宝塚映画祭映像コンクール

今年も宝塚映画祭が昨日から始まった。きょうは映画祭のイベントの一つである映像コンクールがあり、応募作から選ばれた10本が上映された。
普段、私はアマチュアの方々の作品を見ることはないので、今の若い人たちがどのような映画を作っているのかが気になり、それを知る良い機会だと思って、朝から夕方まで全作品を見てきた。
どの作品も予想していたよりもしっかり仕上がっていて、「これはひどい」なんていう作品は一つもなかった。今はデジタル技術のおかげで、アマチュアでもそこそこの映像が撮れることも知った。とはいえ、やはり一方で普段見ている商業映画とは雲泥の差があるなと(当然か)、残酷なまでにプロとアマチュアの作品の質の差を強く感じた。
気になったことをいくつか書いてみる。
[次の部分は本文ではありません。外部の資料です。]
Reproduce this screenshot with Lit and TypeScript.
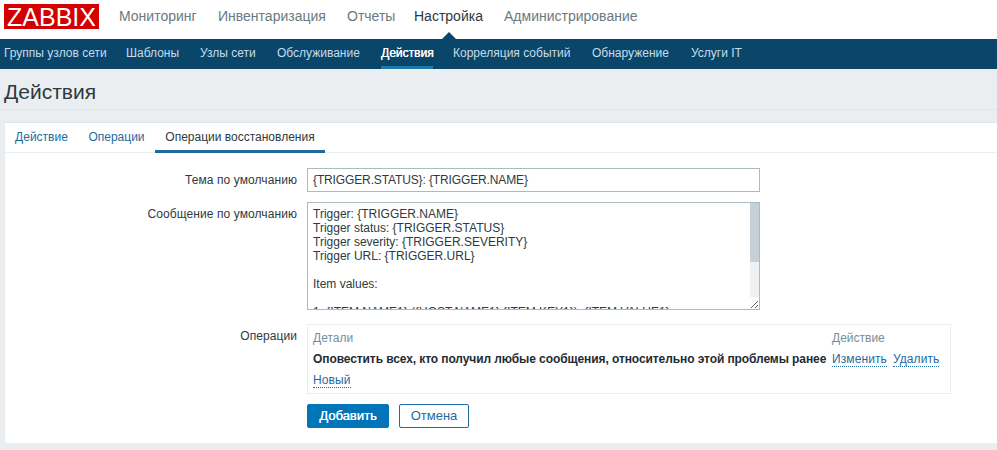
import { LitElement, html, css } from "lit";
import { customElement } from "lit/decorators.js";

const MSG = `Trigger: {TRIGGER.NAME}
Trigger status: {TRIGGER.STATUS}
Trigger severity: {TRIGGER.SEVERITY}
Trigger URL: {TRIGGER.URL}

Item values:

1. {ITEM.NAME1} ({HOST.NAME1}:{ITEM.KEY1}): {ITEM.VALUE1}
2. {ITEM.NAME2} ({HOST.NAME2}:{ITEM.KEY2}): {ITEM.VALUE2}
3. {ITEM.NAME3} ({HOST.NAME3}:{ITEM.KEY3}): {ITEM.VALUE3}

Original problem ID: {EVENT.ID}`;

const MAIN: [string, number][] = [
  ["Мониторинг", 79],
  ["Инвентаризация", 109],
  ["Отчеты", 47],
  ["Настройка", 70],
  ["Администрирование", 133],
];
const SUB: [string, number][] = [
  ["Группы узлов сети", 102],
  ["Шаблоны", 54],
  ["Узлы сети", 57],
  ["Обслуживание", 84],
  ["Действия", 52],
  ["Корреляция событий", 119],
  ["Обнаружение", 79],
  ["Услуги IT", 50],
];
const TABS: [string, number][] = [
  ["Действие", 73],
  ["Операции", 77],
  ["Операции восстановления", 170],
];

@customElement("app-root")
export class AppRoot extends LitElement {
  static styles = css`
    :host {
      display: block;
      width: 997px;
      height: 450px;
      overflow: hidden;
      background: #ebeef0;
      font-family: "Liberation Sans", Arial, sans-serif;
      font-size: 12px;
      color: #2e3a41;
    }
    .top {
      height: 39px;
      background: #fff;
      display: flex;
      align-items: flex-start;
      padding-left: 4px;
      box-sizing: border-box;
    }
    .logo {
      width: 95px;
      height: 25px;
      margin-top: 4px;
      background: #d40000;
      color: #fff;
      font-size: 25px;
      line-height: 26px;
      text-align: center;
      flex: none;
    }
    .menu {
      display: flex;
      gap: 20px;
      margin-left: 20px;
      font-size: 14px;
      line-height: 16px;
      padding-top: 8px;
    }
    .menu span {
      color: #6b7a82;
      position: relative;
      height: 31px;
      white-space: nowrap;
    }
    .menu span.on {
      color: #2e3a41;
    }
    .menu span.on::after {
      content: "";
      position: absolute;
      left: 50%;
      bottom: 0;
      margin-left: -7px;
      border: 7px solid transparent;
      border-top: 0;
      border-bottom-color: #0a466a;
    }
    .sub {
      height: 30px;
      background: #0a466a;
      display: flex;
      gap: 20px;
      padding-left: 4px;
      box-sizing: border-box;
      color: #c6dcea;
      line-height: 29px;
    }
    .sub span {
      flex: none;
      min-width: 0;
      height: 30px;
      box-sizing: border-box;
      white-space: nowrap;
    }
    .sub span.on {
      color: #fff;
      border-bottom: 3px solid #1f78ad;
      text-shadow: 0.3px 0 0 #fff;
    }
    .head {
      height: 41px;
      box-sizing: border-box;
      border-bottom: 1px solid #dfe4e7;
      padding: 11px 0 0 4px;
      font-size: 21px;
      line-height: 24px;
    }
    .card {
      margin: 12px 0 0 4px;
      height: 321px;
      background: #fff;
      border-top: 1px solid #dfe4e7;
      border-left: 1px solid #e6eaec;
      box-sizing: border-box;
    }
    .tabs {
      display: flex;
      height: 30px;
      box-sizing: border-box;
      border-bottom: 1px solid #ebeef0;
      line-height: 28px;
    }
    .tabs span {
      height: 30px;
      box-sizing: border-box;
      text-align: center;
      color: #1f6a9e;
    }
    .tabs span.on {
      color: #2e3a41;
      border-bottom: 3px solid #1f6a9e;
    }
    .form {
      display: grid;
      grid-template-columns: 292px 644px;
      column-gap: 10px;
      padding-top: 15px;
    }
    .lab {
      text-align: right;
      line-height: 14px;
      padding-top: 5px;
      letter-spacing: 0.08px;
    }
    .inp,
    textarea {
      display: block;
      width: 453px;
      box-sizing: border-box;
      border: 1px solid #acbbc2;
      font: inherit;
      color: #2e3a41;
      padding: 4px 5px;
      margin: 0;
      background: #fff;
      outline: none;
    }
    .inp {
      height: 24px;
      margin-bottom: 10px;
      line-height: 14px;
      letter-spacing: -0.13px;
    }
    .area {
      position: relative;
      width: 453px;
      height: 108px;
      margin-bottom: 14px;
    }
    textarea {
      height: 108px;
      line-height: 14px;
      resize: both;
      overflow: hidden;
      white-space: pre;
    }
    .track {
      position: absolute;
      top: 1px;
      right: 1px;
      width: 9px;
      height: 94px;
      background: #eff1f2;
    }
    .thumb {
      height: 59px;
      background: #c6d0d6;
    }
    .ops {
      width: 644px;
      height: 70px;
      box-sizing: border-box;
      border: 1px solid #ebeef0;
      padding: 6px 5px 0;
      line-height: 14px;
      display: grid;
      grid-template-columns: 519px auto;
      grid-auto-rows: 21px;
      align-content: start;
      margin-bottom: 10px;
    }
    .th {
      color: #768d99;
    }
    .b {
      font-weight: bold;
      white-space: nowrap;
      letter-spacing: -0.09px;
      color: #1f2c33;
    }
    .lnk {
      color: #1f6a9e;
      border-bottom: 1px dotted #1f6a9e;
      letter-spacing: 0.1px;
    }
    .acts {
      display: flex;
      gap: 6px;
      align-items: flex-start;
    }
    .new {
      grid-column: 1 / span 2;
    }
    .btns {
      grid-column: 2;
      display: flex;
      gap: 10px;
    }
    .btn {
      height: 24px;
      box-sizing: border-box;
      border: 1px solid #0275b8;
      border-radius: 2px;
      line-height: 22px;
      text-align: center;
      font-size: 13px;
    }
    .primary {
      width: 82px;
      background: #0275b8;
      color: #fff;
      text-shadow: 0.3px 0 0 #fff;
    }
    .second {
      width: 70px;
      background: #fff;
      color: #1f6a9e;
      border-color: #1f6a9e;
    }
  `;

  render() {
    return html`
      <div class="top">
        <div class="logo">ZABBIX</div>
        <div class="menu">
          ${MAIN.map(
            ([m, w]) => html`<span class=${m === "Настройка" ? "on" : ""} style="width:${w}px">${m}</span>`
          )}
        </div>
      </div>
      <div class="sub">
        ${SUB.map(
          ([m, w]) => html`<span class=${m === "Действия" ? "on" : ""} style="width:${w}px">${m}</span>`
        )}
      </div>
      <div class="head">Действия</div>
      <div class="card">
        <div class="tabs">
          ${TABS.map(
            ([m, w], i) => html`<span class=${i === 2 ? "on" : ""} style="width:${w}px">${m}</span>`
          )}
        </div>
        <div class="form">
          <div class="lab">Тема по умолчанию</div>
          <div><input class="inp" .value=${"{TRIGGER.STATUS}: {TRIGGER.NAME}"} /></div>
          <div class="lab">Сообщение по умолчанию</div>
          <div class="area">
            <textarea .value=${MSG}></textarea>
            <div class="track"><div class="thumb"></div></div>
          </div>
          <div class="lab">Операции</div>
          <div class="ops">
            <div class="th">Детали</div>
            <div class="th">Действие</div>
            <div class="b">Оповестить всех, кто получил любые сообщения, относительно этой проблемы ранее</div>
            <div class="acts"><span class="lnk">Изменить</span><span class="lnk">Удалить</span></div>
            <div class="new"><span class="lnk">Новый</span></div>
          </div>
          <div class="btns">
            <div class="btn primary">Добавить</div>
            <div class="btn second">Отмена</div>
          </div>
        </div>
      </div>
    `;
  }
}
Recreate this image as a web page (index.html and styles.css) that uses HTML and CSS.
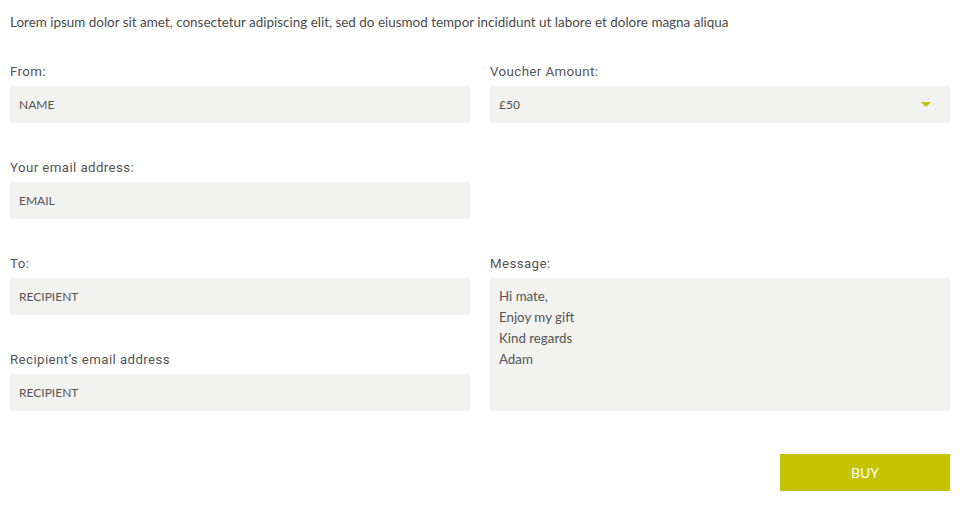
FILE: index.html
```html
<!DOCTYPE html>
<html>
<head>
<meta charset="utf-8">
<link rel="stylesheet" href="styles.css">
</head>
<body>
<p class="intro">Lorem ipsum dolor sit amet, consectetur adipiscing elit, sed do eiusmod tempor incididunt ut labore et dolore magna aliqua</p>
<form class="form">
  <div class="field f-from">
    <label class="label">From:</label>
    <div class="input">NAME</div>
  </div>
  <div class="field f-amount">
    <label class="label">Voucher Amount:</label>
    <div class="input select">£50<span class="caret"></span></div>
  </div>
  <div class="field f-email">
    <label class="label">Your email address:</label>
    <div class="input">EMAIL</div>
  </div>
  <div class="field f-to">
    <label class="label">To:</label>
    <div class="input">RECIPIENT</div>
  </div>
  <div class="field f-msg">
    <label class="label">Message:</label>
    <div class="textarea">Hi mate,<br>Enjoy my gift<br>Kind regards<br>Adam</div>
  </div>
  <div class="field f-remail">
    <label class="label">Recipient’s email address</label>
    <div class="input">RECIPIENT</div>
  </div>
</form>
<div class="actions"><button class="buy" type="button">BUY</button></div>
</body>
</html>
```
FILE: styles.css
```css
html, body { margin: 0; padding: 0; background: #fff; }
body { padding: 0 10px; color: #555; font-family: "Lato", "Open Sans", sans-serif; }
.intro { margin: 0; padding-top: 14px; font-size: 13.45px; line-height: 16px; color: #4a4a4a; height: 16px; }
.form {
  margin-top: 30px;
  display: grid;
  grid-template-columns: 460px 460px;
  column-gap: 20px;
  grid-template-rows: 63px 63px 63px 63px;
  row-gap: 33px;
}
.field { display: flex; flex-direction: column; }
.f-from { grid-column: 1; grid-row: 1; }
.f-amount { grid-column: 2; grid-row: 1; }
.f-email { grid-column: 1; grid-row: 2; }
.f-to { grid-column: 1; grid-row: 3; }
.f-remail { grid-column: 1; grid-row: 4; }
.f-msg { grid-column: 2; grid-row: 3 / span 2; }
.label {
  font-family: "Roboto", "DejaVu Sans", sans-serif;
  font-size: 13.3px; line-height: 18px; height: 18px; padding-top: 3px; margin-bottom: 5px; color: #555;
  letter-spacing: 0.4px;
}
.input {
  height: 37px; background: #f2f2f0; box-sizing: border-box; padding: 0 9px;
  display: flex; align-items: center; font-size: 12px; color: #555; position: relative;
}
.caret {
  position: absolute; right: 19px; top: 16px; width: 0; height: 0;
  border-left: 5px solid transparent; border-right: 5px solid transparent; border-top: 5px solid #c5c300;
}
.textarea {
  flex: 1; background: #f2f2f0; padding: 8px 9px 6px; font-size: 13.3px; line-height: 21px; color: #555;
}
.actions { display: flex; justify-content: flex-end; margin-top: 43px; }
.buy {
  width: 170px; height: 37px; border: 0; background: #c5c300; color: #fff;
  font-family: "Lato", "Open Sans", sans-serif; font-size: 14px; padding: 0; cursor: pointer;
}
```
一つは、大方の作品が「冗長」であったということ。上映された作品は、長いものでも1時間ほどで、この上映時間は普通の商業映画に比べたら断然短い。それにもかかわらず、作品の途中で「長い作品だな、まだ終わらないのか」ということを感じることが多かった。要するに、無駄なショットが多いのだと思う。大胆な編集というものが必要なのではないか。私が良い作品だと感じたものは、どれも10分ほどの上映時間の作品だった。物語をいかに語るのか、ということをもっと意識しないといけない。
二つ目は、いくつかの物語に共通していたのが、いわゆる「メンヘル系」「不思議ちゃん」と言えそうな少女がヒロインとなっていたことだった。突飛な言動をする少女に、男性たちが振り回される――そんな物語がいくつかあった。これは少し安易であると思う。不思議な少女を登場させれば面白い物語になるのではないか、という考えは甘いと言わざるを得ない。別にこういう性格の登場人物を描くのが悪いとは言わないが、ただそれだけでは陳腐な物語でしかないことは意識したほうがいい。意識していれば、ヌルい物語にはならなかったはずだ。不思議少女がいなければ、物語ができないというのは、やや不満に思う。
安易な方法といえば、もう一つ気になったのは、いくつかの作品で、物語の閉鎖状況に耐えられず、物語の行き詰まりを「旅」とか「移動」という手段で逃げてしまうパターンが見られたことだ。これは本当に安易な解決法で、閉鎖状況を作家はもっと耐えなければいけないと思う。プロの作家とアマチュアの作家の違いを、ここに強く感じる。プロの作家は、閉鎖的な空間においても豊かな物語を紡ぎ出せる。一方、アマチュアの作家は閉鎖空間に耐えられず「外」へ逃げだしてしまう。旅に出たら葛藤が消えた、というのはあまりに凡庸な物語ではないだろうか。そもそも旅に出たぐらいで解消するような葛藤なんて、大した問題ではないのだ。物語を作る際、いかに「外」に出るかではなく、いかに「外」に出ないかについて、作家はもっと真剣に考えなければいけない。
というわけで、私が良い作品だと思ったのは『寿ネバーダイ』という作品と『洗い場』の二本である。
『寿ネバーダイ』は、結婚式を目前にしたカップルが事故で亡くなる。デザイナーが二人が着るはずであった衣装を作っていると、そこに幽霊となった二人がやってくるというもの。死と生を映像によっていかに関係させるか。死の映像と生の映像を関係させたときに何が起きるのか。こういう作業は映画の基本だと私は思う。この映画は、基本をしっかりと撮った作品で、映画の原理を知っている人が撮った作品だと感じた。
もう一つの『洗い場』は、忙しい厨房を舞台(閉鎖的な空間)にしたコメディ。厨房で働く人のドタバタぶりがテンポ良くまとめられていて、非常に演出がすぐれた作品。技術的にも洗練されていたと思う。上映作品のなかでは、一番プロっぽい作品だと思った。
技術的には『洗い場』という作品のほうが上だと思うが、映像のセンスという点では『寿ネバーダイ』のほうが上だと思う。
なにはともあれ、映画を作るのであればもっと映像を信頼すべきだ。映像ではなく、言葉で説明してしまう映画が多かった。これは、今回のコンクールで、私が感じたもっとも大きな不満である。そんななかで、この二つの作品は映像を信頼した良質な作品であった。